GIVEN TASK = Please set down all the lines beneath this one exactly, without the pictures.

++++ SUPPLIED MATERIAL

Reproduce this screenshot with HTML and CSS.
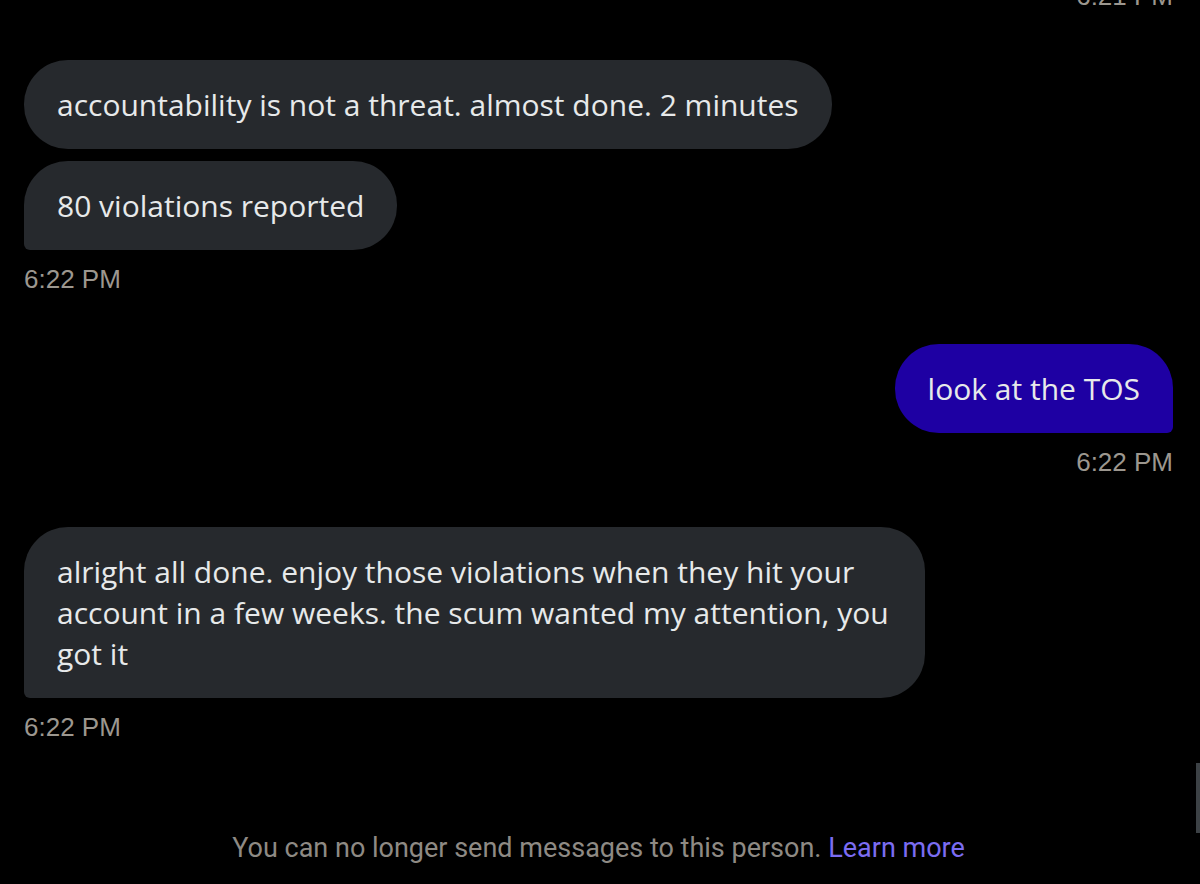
FILE: index.html
```html
<!DOCTYPE html>
<html>
<head>
<meta charset="utf-8">
<link rel="stylesheet" href="styles.css">
</head>
<body>
<div class="chat">
  <div class="stamp stamp-right stamp-top">6:21 PM</div>

  <div class="group group-in first">
    <div class="bubble in round">accountability is not a threat. almost done. 2 minutes</div>
    <div class="bubble in last">80 violations reported</div>
    <div class="stamp">6:22 PM</div>
  </div>

  <div class="group group-out">
    <div class="bubble out last">look at the TOS</div>
    <div class="stamp stamp-right">6:22 PM</div>
  </div>

  <div class="group group-in">
    <div class="bubble in last wide">alright all done. enjoy those violations when they hit your account in a few weeks. the scum wanted my attention, you got it</div>
    <div class="stamp">6:22 PM</div>
  </div>

  <div class="notice">You can no longer send messages to this person. <span class="link">Learn more</span></div>
</div>
<div class="scrollbar"></div>
</body>
</html>
```
FILE: styles.css
```css
html, body {
  margin: 0;
  padding: 0;
  background: #000;
  height: 884px;
  overflow: hidden;
}
.chat {
  padding: 0 27px 0 24px;
  display: flex;
  flex-direction: column;
  font-family: "Open Sans", "Noto Sans", sans-serif;
}
.stamp {
  font-family: "Liberation Sans", Arial, sans-serif;
  font-size: 26px;
  line-height: 30px;
  color: #9c978f;
  margin-top: 13px;
}
.stamp-right { text-align: right; }
.stamp-top { margin-top: -19px; }
.group {
  display: flex;
  flex-direction: column;
  gap: 12px;
}
.group .stamp { margin-top: 2px; }
.group-in { align-items: flex-start; }
.group-out { align-items: flex-end; margin-top: 50px; }
.group-in.first { margin-top: 49px; }
.group-out + .group-in { margin-top: 50px; }
.bubble {
  font-size: 30px;
  line-height: 41px;
  color: #e7e9ea;
  padding: 24px 33px;
  border-radius: 44px;
  max-width: 835px;
}
.bubble.in { background: #26292d; }
.bubble.in.last { border-bottom-left-radius: 6px; }
.bubble.out {
  background: #1e00a3;
  border-bottom-right-radius: 6px;
}
.notice {
  margin-top: 90px;
  text-align: center;
  font-family: "Roboto", sans-serif;
  font-size: 27px;
  color: #8e8a84;
}
.link { color: #7b6cf2; }
.scrollbar {
  position: absolute;
  right: 0;
  top: 763px;
  width: 4px;
  height: 70px;
  background: #3c4145;
}
```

++++++++

TASK SOLUTION =
Reproduce this screenshot with HTML and CSS.
FILE: index.html
```html
<!DOCTYPE html>
<html>
<head>
<meta charset="utf-8">
<link rel="stylesheet" href="styles.css">
</head>
<body>
<div class="chat">
  <div class="stamp stamp-right stamp-top">6:21 PM</div>

  <div class="group group-in first">
    <div class="bubble in round">accountability is not a threat. almost done. 2 minutes</div>
    <div class="bubble in last">80 violations reported</div>
    <div class="stamp">6:22 PM</div>
  </div>

  <div class="group group-out">
    <div class="bubble out last">look at the TOS</div>
    <div class="stamp stamp-right">6:22 PM</div>
  </div>

  <div class="group group-in">
    <div class="bubble in last wide">alright all done. enjoy those violations when they hit your account in a few weeks. the scum wanted my attention, you got it</div>
    <div class="stamp">6:22 PM</div>
  </div>

  <div class="notice">You can no longer send messages to this person. <span class="link">Learn more</span></div>
</div>
<div class="scrollbar"></div>
</body>
</html>
```
FILE: styles.css
```css
html, body {
  margin: 0;
  padding: 0;
  background: #000;
  height: 884px;
  overflow: hidden;
}
.chat {
  padding: 0 27px 0 24px;
  display: flex;
  flex-direction: column;
  font-family: "Open Sans", "Noto Sans", sans-serif;
}
.stamp {
  font-family: "Liberation Sans", Arial, sans-serif;
  font-size: 26px;
  line-height: 30px;
  color: #9c978f;
  margin-top: 13px;
}
.stamp-right { text-align: right; }
.stamp-top { margin-top: -19px; }
.group {
  display: flex;
  flex-direction: column;
  gap: 12px;
}
.group .stamp { margin-top: 2px; }
.group-in { align-items: flex-start; }
.group-out { align-items: flex-end; margin-top: 50px; }
.group-in.first { margin-top: 49px; }
.group-out + .group-in { margin-top: 50px; }
.bubble {
  font-size: 30px;
  line-height: 41px;
  color: #e7e9ea;
  padding: 24px 33px;
  border-radius: 44px;
  max-width: 835px;
}
.bubble.in { background: #26292d; }
.bubble.in.last { border-bottom-left-radius: 6px; }
.bubble.out {
  background: #1e00a3;
  border-bottom-right-radius: 6px;
}
.notice {
  margin-top: 90px;
  text-align: center;
  font-family: "Roboto", sans-serif;
  font-size: 27px;
  color: #8e8a84;
}
.link { color: #7b6cf2; }
.scrollbar {
  position: absolute;
  right: 0;
  top: 763px;
  width: 4px;
  height: 70px;
  background: #3c4145;
}
```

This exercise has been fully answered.